[Virtio-fs] [RFC 2/2] vhost-user-fs: Implement stateful migration
Anton Kuchin
antonkuchin at yandex-team.ru
Wed Mar 22 11:18:30 UTC 2023
On 21/03/2023 19:49, Hanna Czenczek wrote:
> On 20.03.23 13:39, Anton Kuchin wrote:
>> On 20/03/2023 11:33, Hanna Czenczek wrote:
>>> On 17.03.23 19:37, Anton Kuchin wrote:
>>>> On 17/03/2023 19:52, Hanna Czenczek wrote:
>>>>> On 17.03.23 18:19, Anton Kuchin wrote:
>>>>>> On 13/03/2023 19:48, Hanna Czenczek wrote:
>>>>>>> A virtio-fs device's VM state consists of:
>>>>>>> - the virtio device (vring) state (VMSTATE_VIRTIO_DEVICE)

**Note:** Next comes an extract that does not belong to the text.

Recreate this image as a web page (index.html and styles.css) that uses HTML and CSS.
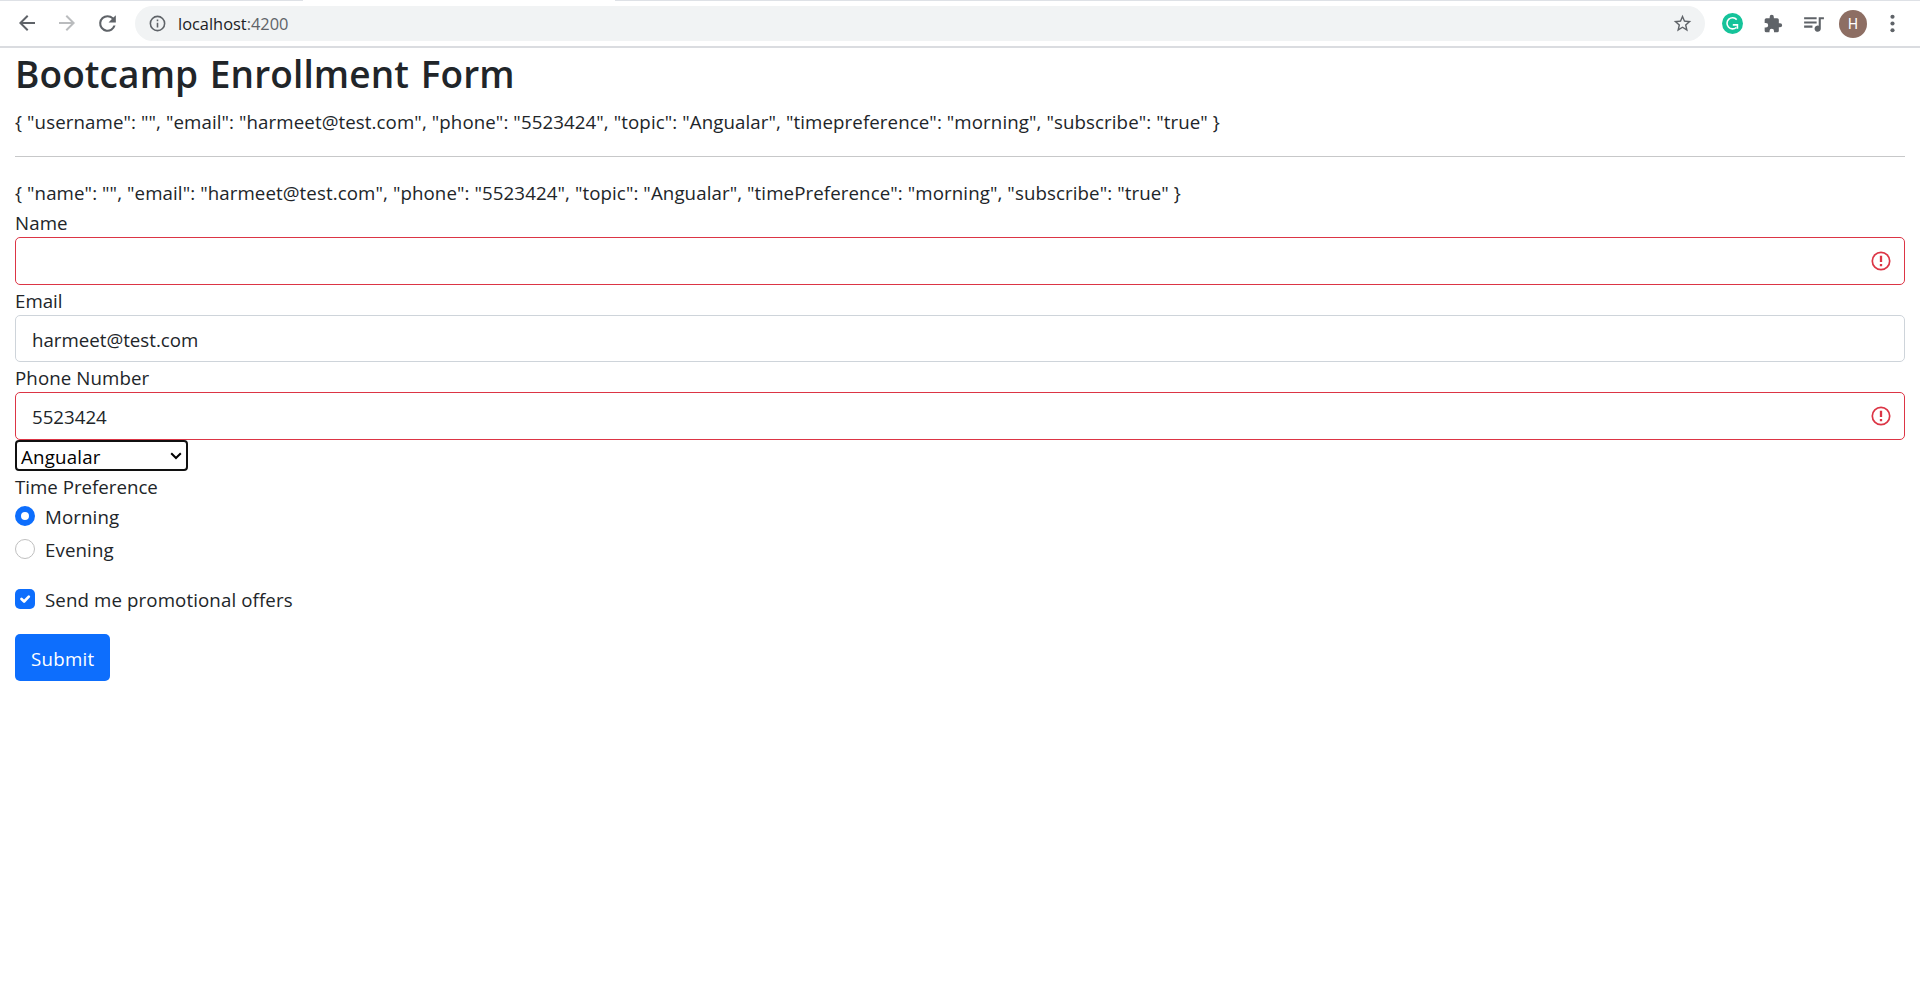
FILE: index.html
```
<!DOCTYPE html>
<html lang="en">
<head>
<meta charset="utf-8">
<title>Bootcamp Enrollment Form</title>
<link rel="stylesheet" href="styles.css">
</head>
<body>
<header class="toolbar">
  <div class="tab-edges"><span class="edge edge-left"></span><span class="edge edge-right"></span></div>
  <div class="toolbar-row">
    <nav class="nav-buttons">
      <svg class="icon" viewBox="0 0 24 24"><path d="M20 11H7.83l5.59-5.59L12 4l-8 8 8 8 1.41-1.41L7.83 13H20z"/></svg>
      <svg class="icon disabled" viewBox="0 0 24 24"><path d="M4 11h12.17l-5.59-5.59L12 4l8 8-8 8-1.41-1.41L16.17 13H4z"/></svg>
      <svg class="icon reload" viewBox="0 0 24 24"><path d="M17.65 6.35A7.96 7.96 0 0 0 12 4a8 8 0 1 0 7.73 10h-2.08A6 6 0 1 1 12 6c1.66 0 3.14.69 4.22 1.78L13 11h7V4z"/></svg>
    </nav>
    <div class="omnibox">
      <svg class="info" viewBox="0 0 24 24"><path d="M11 17h2v-6h-2zm1-15a10 10 0 1 0 0 20 10 10 0 0 0 0-20zm0 18a8 8 0 1 1 0-16 8 8 0 0 1 0 16zM11 9h2V7h-2z"/></svg>
      <span class="url"><span class="host">localhost</span><span class="port">:4200</span></span>
      <svg class="star" viewBox="0 0 24 24"><path d="M22 9.24l-7.19-.62L12 2 9.19 8.63 2 9.24l5.46 4.73L5.82 21 12 17.27 18.18 21l-1.63-7.03zM12 15.4l-3.76 2.27 1-4.28-3.32-2.88 4.38-.38L12 6.1l1.71 4.04 4.38.38-3.32 2.88 1 4.28z"/></svg>
    </div>
    <div class="extensions">
      <svg class="grammar" viewBox="0 0 20 20"><circle cx="10" cy="10" r="10" fill="#15c39a"/><path d="M14 6.300A5.300 5.300 0 1 0 13.600 13.800M10.300 11.300h4.400v3.700" fill="none" stroke="#fff" stroke-width="1.500"/></svg>
      <svg class="icon puzzle" viewBox="0 0 24 24"><path d="M20.5 11H19V7a2 2 0 0 0-2-2h-4V3.500a2.500 2.500 0 0 0-5 0V5H4a2 2 0 0 0-1.990 2v3.800H3.500a2.700 2.700 0 0 1 0 5.400H2V20a2 2 0 0 0 2 2h3.800v-1.500a2.700 2.700 0 0 1 5.400 0V22H17a2 2 0 0 0 2-2v-4h1.500a2.500 2.500 0 0 0 0-5z"/></svg>
      <svg class="icon queue" viewBox="0 0 24 24"><path d="M15 6H3v2h12zm0 4H3v2h12zM3 16h8v-2H3zM17 6v8.180A3 3 0 1 0 19 17V8h3V6z"/></svg>
      <span class="avatar">H</span>
      <svg class="icon dots" viewBox="0 0 24 24"><circle cx="12" cy="5.500" r="2"/><circle cx="12" cy="12" r="2"/><circle cx="12" cy="18.500" r="2"/></svg>
    </div>
  </div>
</header>
<main class="container">
  <h1 class="title">Bootcamp Enrollment Form</h1>
  <div class="dump dump-user">{ "username": "", "email": "harmeet@test.com", "phone": "5523424", "topic": "Angualar", "timepreference": "morning", "subscribe": "true" }</div>
  <hr class="rule">
  <form class="form">
    <div class="dump dump-form">{ "name": "", "email": "harmeet@test.com", "phone": "5523424", "topic": "Angualar", "timePreference": "morning", "subscribe": "true" }</div>
    <div class="label label-name">Name</div>
    <div class="control invalid"><span class="value"></span>
      <svg class="alert" viewBox="0 0 20 20"><circle cx="10" cy="10" r="8.700"/><path class="bang" d="M10 4.800v6.200M10 13v2.200"/></svg></div>
    <div class="label label-email">Email</div>
    <div class="control plain"><span class="value">harmeet@test.com</span></div>
    <div class="label label-phone">Phone Number</div>
    <div class="control invalid"><span class="value">5523424</span>
      <svg class="alert" viewBox="0 0 20 20"><circle cx="10" cy="10" r="8.700"/><path class="bang" d="M10 4.800v6.200M10 13v2.200"/></svg></div>
    <div class="select"><span class="option">Angualar</span>
      <svg class="chevron" viewBox="0 0 12 8"><path d="M1.200 1.200L6 6l4.800-4.800"/></svg></div>
    <div class="label label-time">Time Preference</div>
    <div class="check"><span class="radio checked"></span><span class="check-text morning">Morning</span></div>
    <div class="check"><span class="radio"></span><span class="check-text evening">Evening</span></div>
    <div class="check offers"><span class="box"><svg class="tick" viewBox="0 0 20 20"><path d="M6.500 10l2.600 2.500 4.700-4.900"/></svg></span><span class="check-text promo">Send me promotional offers</span></div>
    <div class="submit">Submit</div>
  </form>
</main>
</body>
</html>
```
FILE: styles.css
```
* { box-sizing: border-box; }
body { margin: 0; background: #fff; color: #212529; font: 18.7px/30px "Open Sans", sans-serif; white-space: nowrap; }
svg { display: block; flex: none; }
.toolbar { height: 48px; border-bottom: 2px solid #dadce0; }
.tab-edges { display: flex; justify-content: space-between; height: 1px; }
.edge { background: #dee1e6; }
.edge-left { width: 303px; }
.edge-right { width: 1305px; }
.toolbar-row { display: flex; align-items: center; height: 45px; }
.nav-buttons { display: flex; gap: 16px; padding-left: 15px; width: 135px; flex: none; }
.icon { width: 24px; height: 24px; fill: #5f6368; }
.disabled { fill: #babcbe; }
.reload { width: 25px; height: 25px; margin-right: -1px; }
.omnibox { display: flex; align-items: center; width: 1570px; height: 35px; padding: 0 12px 0 14px; border-radius: 18px; background: #f1f3f4; }
.info { width: 19px; height: 19px; fill: #5f6368; margin: 0 11px 0 -1px; }
.url { font-size: 16.4px; line-height: 30px; flex: 1; }
.host { color: #202124; }
.port { color: #5f6368; }
.star { width: 21px; height: 21px; fill: #5f6368; }
.extensions { display: flex; align-items: center; padding-left: 17px; }
.grammar { width: 21px; height: 21px; margin-right: 20px; }
.puzzle { width: 20px; height: 20px; margin-right: 18px; }
.queue { width: 25px; height: 25px; margin-right: 13px; }
.avatar { width: 28px; height: 28px; border-radius: 50%; background: #8d6e63; color: #fff; font: 14px/29px Roboto, sans-serif; text-align: center; margin-right: 13px; }
.dots { width: 25px; height: 25px; }
.container { padding: 0 15px; }
.title { margin: 0 0 9px; padding-top: 2px; height: 48px; font-size: 37px; line-height: 48px; font-weight: 600; word-spacing: 2px; letter-spacing: 0.1px; }
.dump { padding-top: 1px; height: 30px; letter-spacing: 0.093px; }
.dump-user { margin-top: 10px; }
.rule { margin: 20px 0; border: 0; height: 1px; background: #c7c8c9; }
.form { display: flex; flex-direction: column; align-items: stretch; }
.label { height: 30px; padding-top: 1px; }
.label-name { letter-spacing: 0.1px; }
.label-phone { letter-spacing: 0.1px; }
.control { display: flex; align-items: center; justify-content: space-between; height: 48px; padding: 0 13px 0 16px; border: 1px solid #ced4da; border-radius: 5px; }
.value { padding-top: 2px; }
.plain { height: 47px; }
.invalid { border-color: #dc3545; }
.alert { width: 20px; height: 20px; fill: none; stroke: #dc3545; stroke-width: 1.700; }
.bang { stroke-width: 2.300; }
.select { display: flex; align-items: center; justify-content: space-between; width: 173px; height: 31px; padding: 2px 4px 0 4px; border: 2px solid #101010; border-radius: 4px; color: #000; background: #fff; letter-spacing: 0.2px; }
.chevron { width: 12px; height: 8px; fill: none; stroke: #000; stroke-width: 2; margin-top: -2px; }
.check { display: flex; height: 30px; margin-bottom: 3px; }
.check-text { padding-top: 1px; letter-spacing: 0.11px; }
.radio { width: 20px; height: 20px; margin: 5px 10px 0 0; border: 1px solid #bfbfbf; border-radius: 50%; background: #fff; }
.checked { border: 6px solid #0d6efd; }
.offers { margin: 17px 0 20px; }
.box { width: 20px; height: 20px; margin: 5px 10px 0 0; border-radius: 5px; background: #0d6efd; }
.tick { width: 20px; height: 20px; fill: none; stroke: #fff; stroke-width: 2.700; stroke-linecap: round; stroke-linejoin: round; }
.submit { width: 95px; height: 47px; border-radius: 5px; background: #0d6efd; color: #fff; line-height: 49px; padding-left: 16px; letter-spacing: 0.25px; }
```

>>>>>>> - the back-end's (virtiofsd's) internal state
>>>>>>>
>>>>>>> We get/set the latter via the new vhost-user operations
>>>>>>> FS_SET_STATE_FD,
>>>>>>> FS_GET_STATE, and FS_SET_STATE.
>>>>>>>
>>>
>>> [...]
>>>
>>>>>>> static const VMStateDescription vuf_vmstate = {
>>>>>>> .name = "vhost-user-fs",
>>>>>>> - .unmigratable = 1,
>>>>>>> + .version_id = 1,
>>>>>>> + .fields = (VMStateField[]) {
>>>>>>> + VMSTATE_VIRTIO_DEVICE,
>>>>>>> + {
>>>>>>> + .name = "back-end",
>>>>>>> + .info = &(const VMStateInfo) {
>>>>>>> + .name = "virtio-fs back-end state",
>>>>>>> + .get = vuf_load_state,
>>>>>>> + .put = vuf_save_state,
>>>>>>> + },
>>>>>>> + },
>>>>>>
>>>>>> I've been working on stateless migration patch [1] and there was
>>>>>> discussed that we
>>>>>> need to keep some kind of blocker by default if orchestrators
>>>>>> rely on unmigratable
>>>>>> field in virtio-fs vmstate to block the migration.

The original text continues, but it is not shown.